On the tidal Potomac the bass angling will switch to drop offs and structure this month. Jigs and cranks are def. the way to go. Crappie in Aquia Creek and Occoquan will be hitting too. Striped bass may even be caught around the King George area. Catfish will hit bait on the ledges this month.


Lake Anna is very low and many fall hangouts are out of water. Find drop offs and structure in what is now the back of coves or the headwaters of the rivers. Smaller cranks and jerkbaits are a good bet as are spoons this month. The splits and uplake areas are holding nice striped bass. Look for bait and then cast to them or use fresh caught bait to get some of the nicer stripers of the year right now. Crappie will be on deeper docks and around the bridge pilings. Find ‘em on the finder and put minnows right on them to get a strike.


In the Northern Neck area, RW’s (804-529-5634) reported that when the water temps drop the fish in the ponds become more active again. The largemouth bass will be in the shallows and should be hitting well on topwater lures and shallow divers. If the largemouth bass are not hitting well on the top water lures then a good alterative is to try a crankbait, a plastic worm or a jig. The crappie will hit anytime as long as you can find a school.


Russell at Surfside Bait and Tackle on the James River (804-730-2238) states the catfish have been slow but will pick up when they get a good strong cold front. Stripers on the lower part of the river will really pick up on Rebel crankbaits, deep diving crankbaits and Rattletraps. Any type of big topwater baits and bucktails also work well. Smallmouth will come farther down river and hit well on small crankbaits and rooster tail spinner baits.


Mark at Coleman’s on the James River (434-286-2547) reports that November is the best time for Smallmouth. The smallmouth will pick up and bite well on live baits as well as pumpkinseed color grubs. Shallow diving crankbaits like the Speed Shad will work well on the lakes. The smallmouth fishing this year has really done well. Crappie turned on and will continue biting well through November. Crappie should bite well on small minnows and crappie jigs. The flathead catfish will also pick back up before winter sets in. They will eat more actively to fatten up before winter. Fall is a good time for fly fishermen to get out and be successful. Just keep in mind that the river is extremely low because of the lack of rain. Most people fishing down the river are having to use small rafts and canoes.


On the Chickahominy fishing is great and should pick up and be fantastic, according to Mike at Riverside Camp Grounds (804-966-5536). The bass are schooled up and biting really well on anything that resembles small baitfish. This is the time of year when the fish swim and feed off the small fry and baitfish in the water so using lures that resemble that will prove successful. The crappie will be coming in more and can be caught on small minnows and minnie jigs.

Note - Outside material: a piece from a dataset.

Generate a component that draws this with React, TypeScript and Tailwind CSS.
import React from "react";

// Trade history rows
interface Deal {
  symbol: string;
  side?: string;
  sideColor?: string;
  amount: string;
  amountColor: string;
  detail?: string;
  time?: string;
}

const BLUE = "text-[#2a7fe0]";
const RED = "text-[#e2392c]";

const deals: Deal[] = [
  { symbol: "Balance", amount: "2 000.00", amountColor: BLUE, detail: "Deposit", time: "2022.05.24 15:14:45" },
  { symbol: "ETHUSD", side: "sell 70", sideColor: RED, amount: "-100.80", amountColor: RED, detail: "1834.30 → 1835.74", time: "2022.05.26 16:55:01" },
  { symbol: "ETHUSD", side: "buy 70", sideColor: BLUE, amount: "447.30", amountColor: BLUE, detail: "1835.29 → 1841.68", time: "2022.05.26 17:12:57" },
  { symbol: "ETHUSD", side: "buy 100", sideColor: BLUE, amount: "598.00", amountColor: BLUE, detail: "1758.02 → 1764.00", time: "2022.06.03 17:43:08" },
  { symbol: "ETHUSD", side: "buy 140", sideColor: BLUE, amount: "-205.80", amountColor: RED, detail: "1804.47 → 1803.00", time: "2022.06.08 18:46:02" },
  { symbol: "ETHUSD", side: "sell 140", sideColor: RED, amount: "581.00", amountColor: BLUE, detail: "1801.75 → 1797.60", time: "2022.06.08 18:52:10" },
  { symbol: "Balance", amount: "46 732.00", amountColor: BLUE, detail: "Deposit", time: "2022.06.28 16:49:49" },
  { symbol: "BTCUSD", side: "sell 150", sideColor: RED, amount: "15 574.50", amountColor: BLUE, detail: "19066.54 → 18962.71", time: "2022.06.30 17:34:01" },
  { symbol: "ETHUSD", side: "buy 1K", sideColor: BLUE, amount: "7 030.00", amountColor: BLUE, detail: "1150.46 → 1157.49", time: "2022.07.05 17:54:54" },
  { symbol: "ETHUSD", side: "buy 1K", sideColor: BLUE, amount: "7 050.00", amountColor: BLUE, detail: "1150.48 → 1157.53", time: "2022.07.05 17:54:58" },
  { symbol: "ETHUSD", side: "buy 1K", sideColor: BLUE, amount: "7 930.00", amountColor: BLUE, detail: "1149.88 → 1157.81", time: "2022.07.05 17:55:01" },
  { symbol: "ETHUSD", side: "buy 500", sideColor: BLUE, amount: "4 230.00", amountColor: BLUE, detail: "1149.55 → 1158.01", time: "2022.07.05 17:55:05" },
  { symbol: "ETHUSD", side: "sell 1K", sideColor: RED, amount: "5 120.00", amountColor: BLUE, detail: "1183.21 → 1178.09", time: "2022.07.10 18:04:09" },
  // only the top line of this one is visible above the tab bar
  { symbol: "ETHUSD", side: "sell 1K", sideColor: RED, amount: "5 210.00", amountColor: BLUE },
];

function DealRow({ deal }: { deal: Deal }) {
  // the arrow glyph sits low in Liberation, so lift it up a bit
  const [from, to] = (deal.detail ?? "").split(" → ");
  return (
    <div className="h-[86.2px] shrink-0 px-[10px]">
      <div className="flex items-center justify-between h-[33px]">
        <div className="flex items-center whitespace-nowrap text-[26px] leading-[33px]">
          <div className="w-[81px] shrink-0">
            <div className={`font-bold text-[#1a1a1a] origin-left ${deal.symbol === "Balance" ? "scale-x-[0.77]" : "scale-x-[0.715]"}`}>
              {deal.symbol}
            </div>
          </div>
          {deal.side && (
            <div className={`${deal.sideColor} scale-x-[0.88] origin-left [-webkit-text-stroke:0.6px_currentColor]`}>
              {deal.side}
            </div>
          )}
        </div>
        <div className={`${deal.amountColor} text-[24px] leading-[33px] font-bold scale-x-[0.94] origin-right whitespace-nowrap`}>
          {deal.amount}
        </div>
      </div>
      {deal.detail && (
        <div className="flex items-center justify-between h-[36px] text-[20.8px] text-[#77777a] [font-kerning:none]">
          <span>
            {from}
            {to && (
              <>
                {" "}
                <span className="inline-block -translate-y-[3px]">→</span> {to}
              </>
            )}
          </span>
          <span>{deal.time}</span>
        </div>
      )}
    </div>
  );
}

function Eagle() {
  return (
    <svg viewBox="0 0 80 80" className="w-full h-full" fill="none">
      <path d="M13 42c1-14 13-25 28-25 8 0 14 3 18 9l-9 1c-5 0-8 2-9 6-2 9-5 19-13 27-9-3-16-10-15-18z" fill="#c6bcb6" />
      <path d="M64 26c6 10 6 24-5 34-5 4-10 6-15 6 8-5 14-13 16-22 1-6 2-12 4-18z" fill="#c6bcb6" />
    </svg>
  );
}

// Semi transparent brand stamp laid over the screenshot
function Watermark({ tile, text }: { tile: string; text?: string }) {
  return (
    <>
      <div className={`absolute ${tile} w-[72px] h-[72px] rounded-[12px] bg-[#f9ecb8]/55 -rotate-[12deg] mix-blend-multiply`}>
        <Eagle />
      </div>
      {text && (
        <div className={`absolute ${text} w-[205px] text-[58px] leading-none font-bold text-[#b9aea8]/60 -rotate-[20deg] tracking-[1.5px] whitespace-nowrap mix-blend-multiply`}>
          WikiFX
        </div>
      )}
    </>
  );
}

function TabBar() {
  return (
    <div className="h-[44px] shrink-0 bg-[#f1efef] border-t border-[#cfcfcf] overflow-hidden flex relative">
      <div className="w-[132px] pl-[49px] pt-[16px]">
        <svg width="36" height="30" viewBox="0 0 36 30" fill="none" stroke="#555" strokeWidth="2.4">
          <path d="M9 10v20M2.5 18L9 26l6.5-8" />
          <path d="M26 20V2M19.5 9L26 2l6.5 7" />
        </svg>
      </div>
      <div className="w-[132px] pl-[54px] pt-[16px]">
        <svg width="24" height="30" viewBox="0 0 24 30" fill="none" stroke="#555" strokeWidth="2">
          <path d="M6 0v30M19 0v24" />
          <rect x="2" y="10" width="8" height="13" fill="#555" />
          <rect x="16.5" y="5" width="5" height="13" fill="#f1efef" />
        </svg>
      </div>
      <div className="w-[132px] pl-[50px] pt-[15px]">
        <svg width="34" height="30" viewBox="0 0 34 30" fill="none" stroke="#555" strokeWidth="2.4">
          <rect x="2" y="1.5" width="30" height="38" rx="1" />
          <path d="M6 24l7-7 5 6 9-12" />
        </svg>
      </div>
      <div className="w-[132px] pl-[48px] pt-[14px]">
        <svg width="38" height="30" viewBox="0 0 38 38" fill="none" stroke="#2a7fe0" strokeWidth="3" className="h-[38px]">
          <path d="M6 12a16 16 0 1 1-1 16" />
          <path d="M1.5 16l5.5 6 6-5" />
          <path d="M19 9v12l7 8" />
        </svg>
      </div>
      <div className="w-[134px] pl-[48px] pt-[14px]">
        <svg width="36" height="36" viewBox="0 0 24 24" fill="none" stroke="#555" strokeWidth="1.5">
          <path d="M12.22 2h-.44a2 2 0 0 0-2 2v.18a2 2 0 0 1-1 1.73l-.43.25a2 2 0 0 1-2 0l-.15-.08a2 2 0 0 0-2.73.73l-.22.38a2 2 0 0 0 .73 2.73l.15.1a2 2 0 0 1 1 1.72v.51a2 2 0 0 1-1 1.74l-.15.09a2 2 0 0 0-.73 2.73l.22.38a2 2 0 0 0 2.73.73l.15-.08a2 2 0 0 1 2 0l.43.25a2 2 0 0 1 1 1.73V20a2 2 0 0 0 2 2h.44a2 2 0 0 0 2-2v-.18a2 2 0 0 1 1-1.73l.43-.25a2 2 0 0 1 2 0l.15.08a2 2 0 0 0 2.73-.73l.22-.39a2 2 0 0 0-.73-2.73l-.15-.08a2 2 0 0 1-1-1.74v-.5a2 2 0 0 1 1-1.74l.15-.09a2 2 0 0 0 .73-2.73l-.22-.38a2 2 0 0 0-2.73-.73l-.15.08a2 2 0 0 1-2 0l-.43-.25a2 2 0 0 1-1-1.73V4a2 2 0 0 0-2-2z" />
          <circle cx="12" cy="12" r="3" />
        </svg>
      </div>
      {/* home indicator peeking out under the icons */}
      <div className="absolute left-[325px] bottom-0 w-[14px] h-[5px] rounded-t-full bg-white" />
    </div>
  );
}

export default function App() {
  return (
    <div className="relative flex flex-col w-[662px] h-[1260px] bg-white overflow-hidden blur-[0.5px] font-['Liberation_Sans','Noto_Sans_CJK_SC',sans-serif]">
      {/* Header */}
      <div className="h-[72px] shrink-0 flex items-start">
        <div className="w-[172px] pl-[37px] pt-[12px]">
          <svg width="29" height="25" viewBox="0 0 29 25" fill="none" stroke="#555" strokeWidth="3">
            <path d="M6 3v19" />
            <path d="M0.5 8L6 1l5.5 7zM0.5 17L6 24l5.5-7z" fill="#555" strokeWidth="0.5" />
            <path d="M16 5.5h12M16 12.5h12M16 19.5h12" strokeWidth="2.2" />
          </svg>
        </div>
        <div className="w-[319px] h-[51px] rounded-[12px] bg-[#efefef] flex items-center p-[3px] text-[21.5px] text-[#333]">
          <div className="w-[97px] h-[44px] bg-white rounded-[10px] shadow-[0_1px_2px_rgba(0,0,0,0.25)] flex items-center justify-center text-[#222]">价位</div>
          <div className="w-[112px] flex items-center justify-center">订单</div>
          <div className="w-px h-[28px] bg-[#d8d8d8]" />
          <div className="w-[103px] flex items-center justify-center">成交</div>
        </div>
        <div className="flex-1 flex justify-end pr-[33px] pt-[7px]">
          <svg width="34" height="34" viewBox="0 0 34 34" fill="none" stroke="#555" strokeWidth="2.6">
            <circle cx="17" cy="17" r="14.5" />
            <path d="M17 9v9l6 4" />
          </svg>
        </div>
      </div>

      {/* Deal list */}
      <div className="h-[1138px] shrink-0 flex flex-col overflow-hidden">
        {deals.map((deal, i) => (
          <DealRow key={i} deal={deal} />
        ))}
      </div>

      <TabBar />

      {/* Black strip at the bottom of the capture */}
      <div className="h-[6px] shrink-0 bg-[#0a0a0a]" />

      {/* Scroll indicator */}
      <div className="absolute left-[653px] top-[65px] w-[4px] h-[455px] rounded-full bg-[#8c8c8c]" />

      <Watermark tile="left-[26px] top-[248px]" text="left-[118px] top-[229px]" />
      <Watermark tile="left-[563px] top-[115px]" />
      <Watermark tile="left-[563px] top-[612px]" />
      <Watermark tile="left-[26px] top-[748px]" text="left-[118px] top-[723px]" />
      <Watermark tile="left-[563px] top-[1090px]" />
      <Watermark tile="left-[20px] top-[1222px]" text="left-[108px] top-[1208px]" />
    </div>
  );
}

The stripers can be caught trolling using Redfin style of lures or by jigging using blade baits like the Ripper. Let the bait go all the way to the bottom and bounce it up about 3-4 feet. They also hit well on small grub heads with a buck tale on it. Stripers bite well on either tide as long as the tide is moving. The bigger blue catfish will turn on and be hitting very well. They are active and bite really well from October – April. The bass will be schooled up and should continue biting well on through to December. The river is tidal so the time of day isn’t as important as the flow of the tide. Usually the last 2 or 3 hours of the out going tide is best.


Over on the Virginia Beach/Suffolk area we usually contacted Bobby at Dashiell’s Sporting Goods (757-539-7854). I was unable to contact him this month but I’m sure if you would like to know what’s biting in his area you can call. Last month he reported that the bass will move into the creeks as the water temperature cools down into the 60’s. Shallow running crankbaits, spinnerbaits and jigs used along the shores will prove to be successful. Crappie will also move into shallower water and can be caught on minnows as well as jigs. Stripers also become more active as the water temperature cools. I think since it’s November and we are still waiting on the water temperatures to cool the report from last month is probably still accurate.


Down at Buggs Island at Buggs Island Bait and Tackle (434-374-8934) crappie fishing around bridges and brush piles with minnows and jigs should make for a successful trip. The largemouth bass will be hitting well on top water lures, artificial worms and crank baits. The stripers should have already begun their fall migration following the shad up the rivers. White bass and white perch will be hitting on the main lake points.


The Tackle Box at Smith Mountain Lake (434-239-1710) reports that the striper will be biting well early mornings, late evening and more and more throughout the day. They will respond well to live bait, bucktails and flukes. The flukes are a soft rubber jerk bait and the color that seems to be more successful is the white and light colors. The largemouth bass will respond well to Shakey Head lures. It’s a small grub with a worm on it and they will also hit well while jigging. The largemouth bass seem to really start picking up in November because they are feeding and thickening up for the colder winter months ahead. The color that seems to work well is the green pumpkinseed and watermelon colors. The topwater lures work well around brush piles and lily pads off the deep points. The blue, flathead and channel catfish will be biting well on shrimp, chicken liver and a lot of the catfish packaged baits. Crappie will be biting well when you can find them. They are in the 10 – 15 feet range of water and will be schooled up. The lake is 3 – 5 feet low in most places because of the lack of rain and this may come into play and affect the fish’s normal fall pattern.